Artemis Fowl The Graphic Novel by Eoin Colfer, Andrew Donkin (series)
Also available as a full-text novel, this series is about an anti-hero evil genius kid named Artemis. He plots to steal the fairies’ gold which leads him to kidnap a fairy cop and hold her for ransom. Very entertaining.
Green Lantern Legacy by Minh Le, illustrated by Angie Tong (series)
Tai’s Vietnamese grandmother gives him her Jade ring. He wears it and discovers that he’s a Green Lantern who must protect the earth from evil like Sinesteo. Not long after, he discovers that the rich guy trying to take over the neighborhood for redevelopment turns out to be a Yellow Lantern working for Sinesteo. Lots of action, intrigue, and humor!

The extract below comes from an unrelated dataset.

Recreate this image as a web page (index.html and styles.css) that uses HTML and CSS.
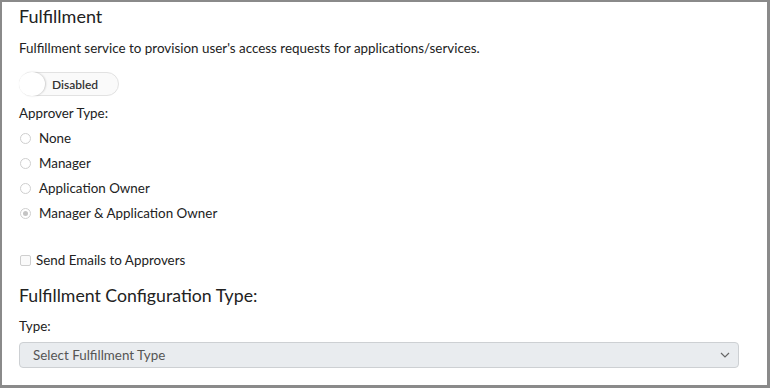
FILE: index.html
```html
<!DOCTYPE html>
<html lang="en">
<head>
    <meta charset="UTF-8">
    <meta name="viewport" content="width=device-width, initial-scale=1.0">
    <title>Fulfillment</title>
    <link rel="stylesheet" href="styles.css">
</head>
<body>
    <div class="panel">
        <h2>Fulfillment</h2>
        <p class="desc">Fulfillment service to provision user's access requests for applications/services.</p>

        <!-- toggle -->
        <div class="toggle">
            <span class="knob"></span>
            <span class="toggle-label">Disabled</span>
        </div>

        <label class="group-label">Approver Type:</label>
        <div class="radios">
            <label class="radio"><span class="dot"></span> None</label>
            <label class="radio"><span class="dot"></span> Manager</label>
            <label class="radio"><span class="dot"></span> Application Owner</label>
            <label class="radio"><span class="dot checked"></span> Manager &amp; Application Owner</label>
        </div>

        <label class="check"><span class="box"></span> Send Emails to Approvers</label>

        <h3>Fulfillment Configuration Type:</h3>
        <label class="type-label">Type:</label>
        <div class="select">
            <span>Select Fulfillment Type</span>
            <svg width="10" height="6" viewBox="0 0 10 6"><path d="M1 1 L5 5 L9 1" fill="none" stroke="#666" stroke-width="1.2"/></svg>
        </div>
    </div>
</body>
</html>
```

FILE: styles.css
```css
html, body {
    margin: 0;
    padding: 0;
}
body {
    font-family: Lato, "Open Sans", sans-serif;
    color: #222;
    background: #fff;
}
.panel {
    width: 770px;
    height: 388px;
    box-sizing: border-box;
    border-top: 2px solid #8a8a8a;
    border-left: 2px solid #8a8a8a;
    border-right: 3px solid #8a8a8a;
    border-bottom: 3px solid #8a8a8a;
    padding: 0 28px 0 17px;
}
h2 {
    font-size: 18px;
    font-weight: 400;
    margin: 3px 0 0 0;
    line-height: 22px;
}
.desc {
    font-size: 13.4px;
    margin: 12px 0 0 0;
    line-height: 18px;
}
.toggle {
    width: 100px;
    height: 24px;
    margin-top: 15px;
    border: 1px solid #e2e2e2;
    border-radius: 13px;
    box-sizing: border-box;
    display: flex;
    align-items: center;
    background: #fafafa;
}
.knob {
    width: 26px;
    height: 24px;
    border-radius: 50%;
    background: #fff;
    box-shadow: 1px 0 2px rgba(0,0,0,0.18);
    margin-left: -1px;
}
.toggle-label {
    font-size: 12px;
    font-weight: 600;
    margin-left: 7px;
    color: #333;
}
.group-label {
    display: block;
    font-size: 13.4px;
    margin-top: 9px;
    line-height: 16px;
}
.radios {
    display: flex;
    flex-direction: column;
    gap: 9px;
    margin-top: 9px;
}
.radio {
    display: flex;
    align-items: center;
    font-size: 13.4px;
    line-height: 16px;
}
.dot {
    width: 9px;
    height: 9px;
    border: 1px solid #cfcfcf;
    border-radius: 50%;
    margin: 0 8px 0 1px;
    background: #fff;
    position: relative;
}
.dot.checked::after {
    content: "";
    position: absolute;
    left: 2px;
    top: 2px;
    width: 5px;
    height: 5px;
    border-radius: 50%;
    background: #c4c4c4;
}
.check {
    display: flex;
    align-items: center;
    font-size: 13.4px;
    line-height: 16px;
    margin-top: 31px;
}
.box {
    width: 9px;
    height: 9px;
    border: 1px solid #cfcfcf;
    border-radius: 2px;
    margin: 0 5px 0 1px;
    background: #fafafa;
}
h3 {
    font-size: 17.7px;
    font-weight: 400;
    margin: 17px 0 0 0;
    line-height: 22px;
}
.type-label {
    display: block;
    font-size: 13.4px;
    margin-top: 11px;
    line-height: 16px;
}
.select {
    margin-top: 8px;
    height: 26px;
    box-sizing: border-box;
    border: 1px solid #cdd0d3;
    border-radius: 4px;
    background: #e9ecef;
    display: flex;
    align-items: center;
    justify-content: space-between;
    padding: 0 8px 0 13px;
    font-size: 13.4px;
    color: #555;
}
```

Nathan Hale’s Hazardous Tales: Big Bad Ironclad! by Nathan Hale (series)
Boy readers especially like this series much more than I do with its sarcastic tone and the violence. No doubt, these introduce kids to history and can motivate kids to read so those are good things which might outweigh the violence for some. This particular story takes place during the American Civil War focusing on the ironclad steam warships with the battles, other military aspects of the war, and real people like William Cushing.
The Boy Who Became a Dragon: A Bruce Lee Story by Jim Di Bartolo
From his birth in San Francisco to life in Hong Kong during and after the Japanese occupation and move back to the U.S., you’ll learn that Bruce Lee was a troubled kid but also worked as an actor like his father. He experienced racism for having mixed-race heritage so Bruce left his home in Hong Kong for the U.S. where he’s more settled with several martial artist studios. He falls in love and becomes a movie star.
The Drawing Lesson: A Graphic Novel That Teaches You How to Draw by Mark Crilley
A boy named David asks a young woman named Becky to give him drawing lessons. She reluctantly agrees and she continues (reluctantly) to give him lessons on shadowing, loose sketching, negative space, proportions, and more. The Drawing Lesson is a marvelous graphic novel that both entertains and teaches.
Escape at 1,000 Feet by Tom Sullivan
This nonfiction graphic novel story with comic panels, documents, photos, and sidebars with facts recounts D.B. Cooper’s infamous plane hijacking from 1971–-a feat in which he escaped with $200,000 dollars and mysteriously dropped off the face of the earth.
Big Hero 6 #1: The Series by Hong Gyun An (series)
Hiro’s new life as both a college student and superhero with his friends Baymax, Go Go, Wasabi, Honey Lemon, and Fred is complicated. As superheroes, they’re trying to defeat a mother/daughter villain team called High Voltage. But at school, Hiro is assigned a mentor who hates him named Karmi, a student who was previously the youngest there until Hiro. And his schoolwork challenges seem overwhelming. Hiro learns from Baymax how his older brother also failed but continued to persevere. Adventurous and fun to read!